We should distinguish between a harmful state and a harmful event. A harmful state (sometimes called a harmed condition) is a state that it is prudentially bad to be in. A harmful event is an event that causes a person to be in a harmful state that she would not otherwise have been in. To illustrate, in the case where an explosion causes Ted to suffer a number of painful injuries, the explosion is the harmful event that causes Ted to be in a harmful state, that of being in pain.

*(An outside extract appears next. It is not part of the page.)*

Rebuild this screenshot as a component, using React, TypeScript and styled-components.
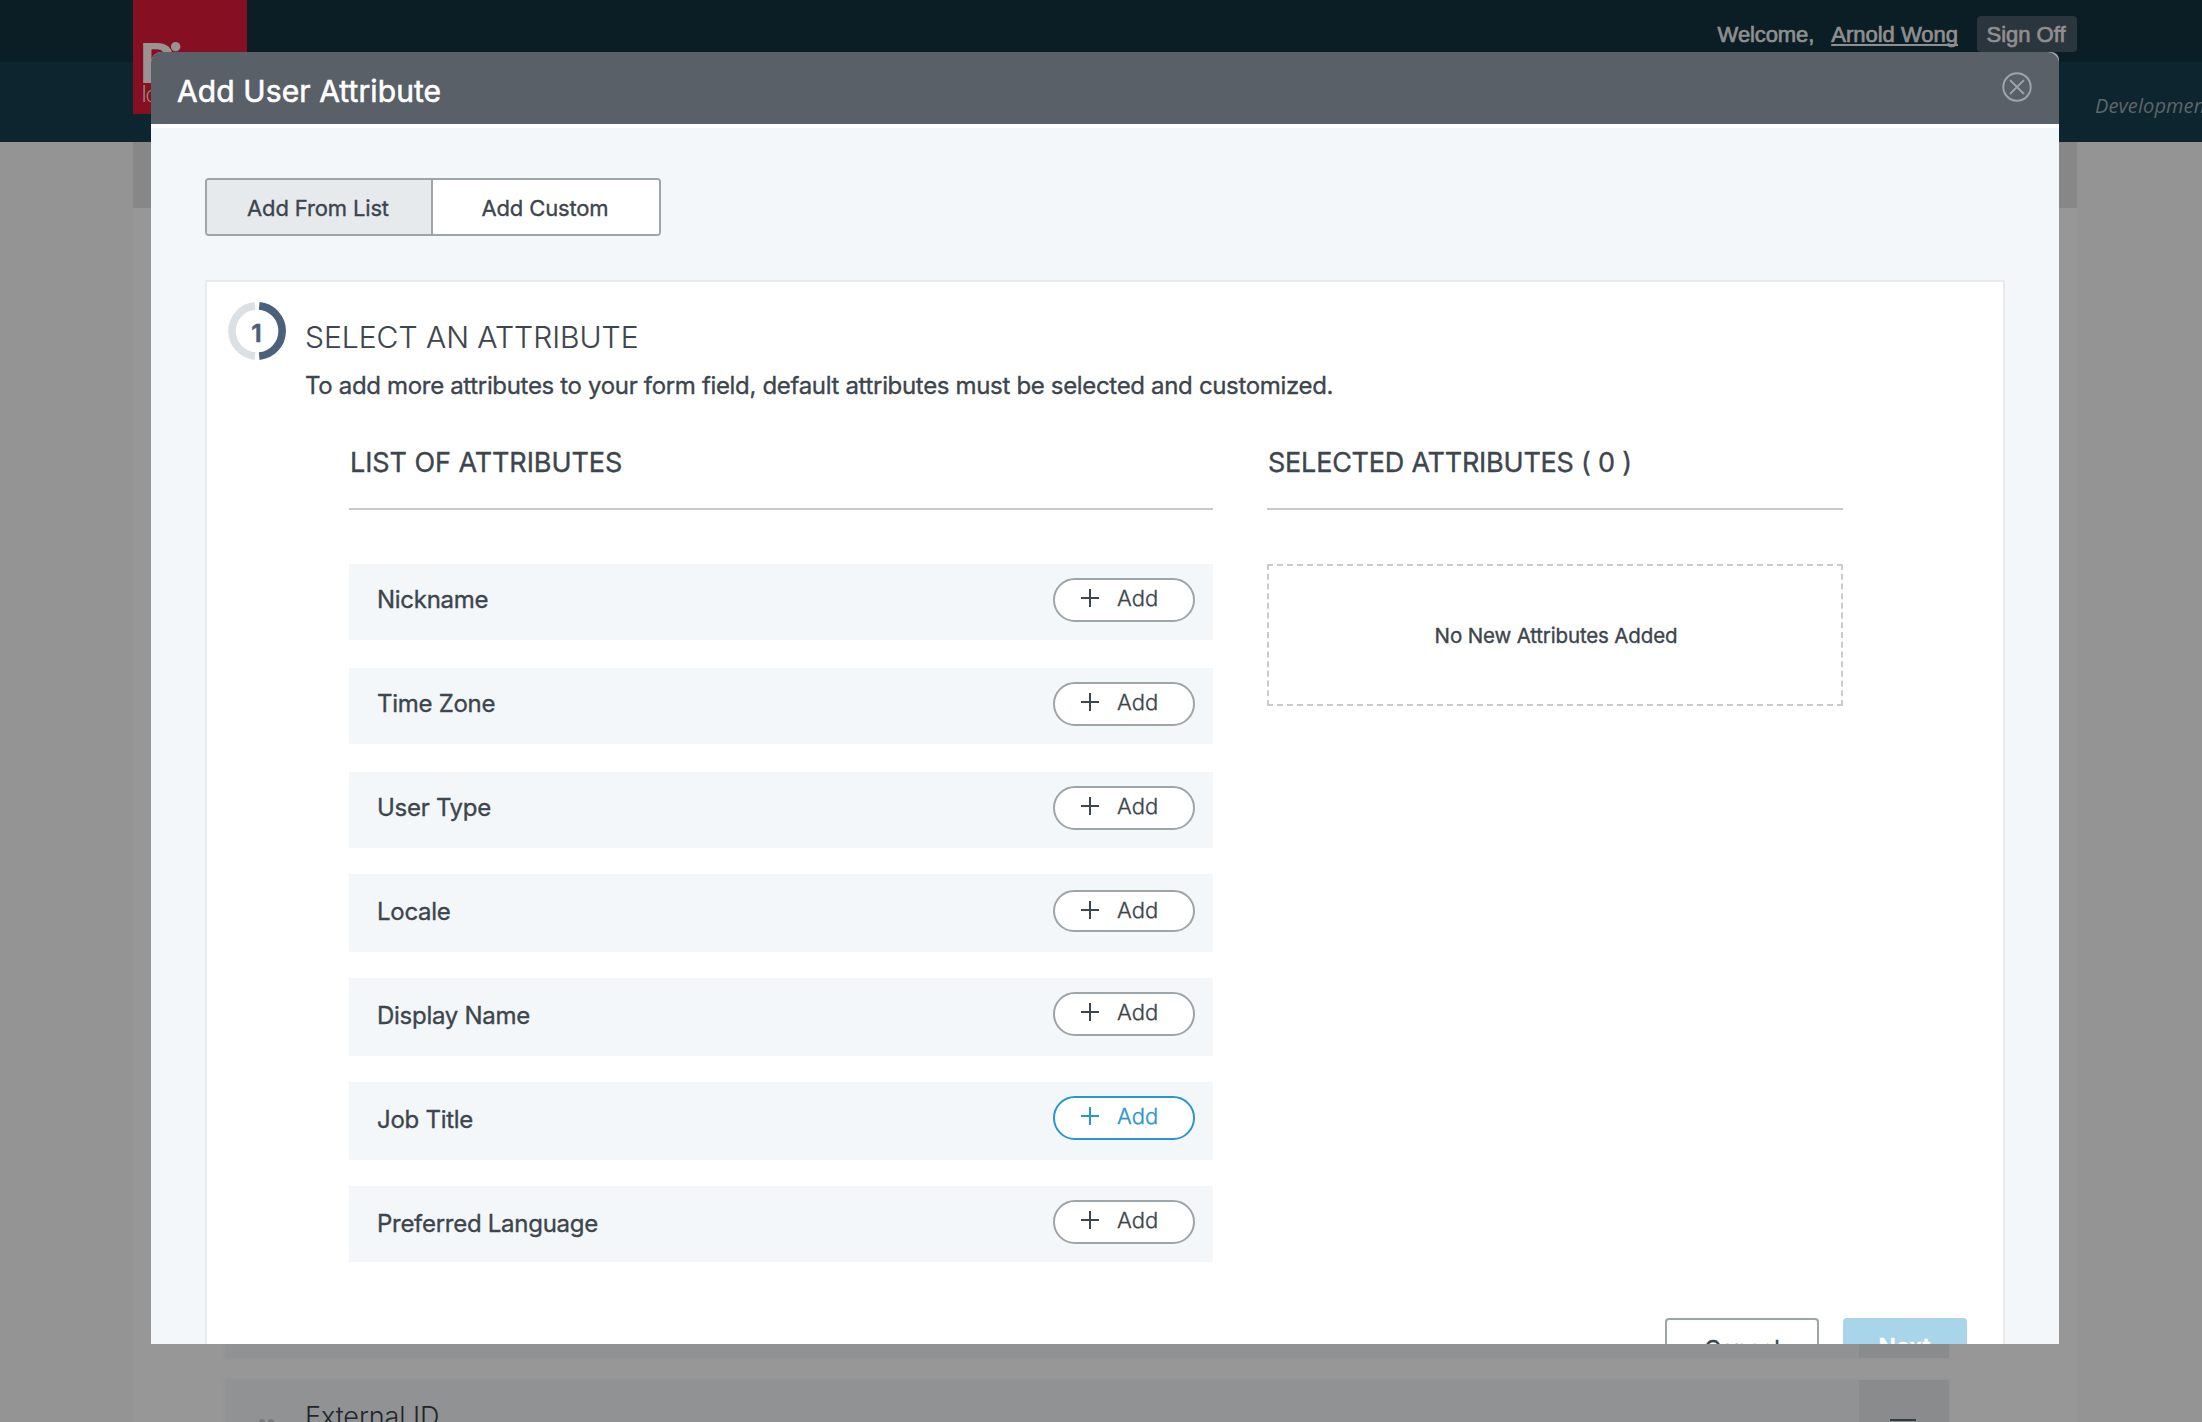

Different theories of welfare will presumably give different accounts of what constitutes a harmful state. Clearly, on hedonism, being in pain constitutes a harmful state. What’s less clear is what constitutes a harmful state on the desire-fulfillment theory of welfare. The most obvious candidate is the state of desiring that P where P is false. Call this the Simple View: S is in a harmful state if S desires that P and P is false. But if we allow that P might not be in the present tense, then the Simple View seems implausible. Am I in a harmful state now if I currently desire that I will be a Democrat when I retire, where the truth is that I will turn more and more conservative as I age and will retire a Republican? Was Parfit in a harmful state back when he was young and desired that he would become a poet, where the truth is that he became a philosopher, not a poet? The intuitive answer in both cases is “no.” And I can’t think of a single case where it is intuitively plausible to suppose that the non-fulfillment of a desire for P constitutes are harmful state, except where P is best expressed in the present tense. I admit some intuitive pull to the idea that desiring P, where P is best expressed in the present tense and P is false, constitutes a harmful state to be in. For instance, there is some intuitive pull to the idea that I’m in a harmful state if I desire that my wife loves me and my wife doesn’t, and this would seem to constitute a harmed condition even if I don’t know that my wife doesn’t love me. So, perhaps, the desire-fulfillment theorist should adopt the Sophisticated View: desiring P, where P is false, constitutes a harmful state if and only if P is best expressed in the present tense.
Now if this is right, then the desire-fulfillment theorist cannot hold that posthumous events are ever harmful, for a posthumous event cannot be responsible for the ante-mortem person being in a harmful state, a state where one desires P, P is false, and P is best expressed in the present tense.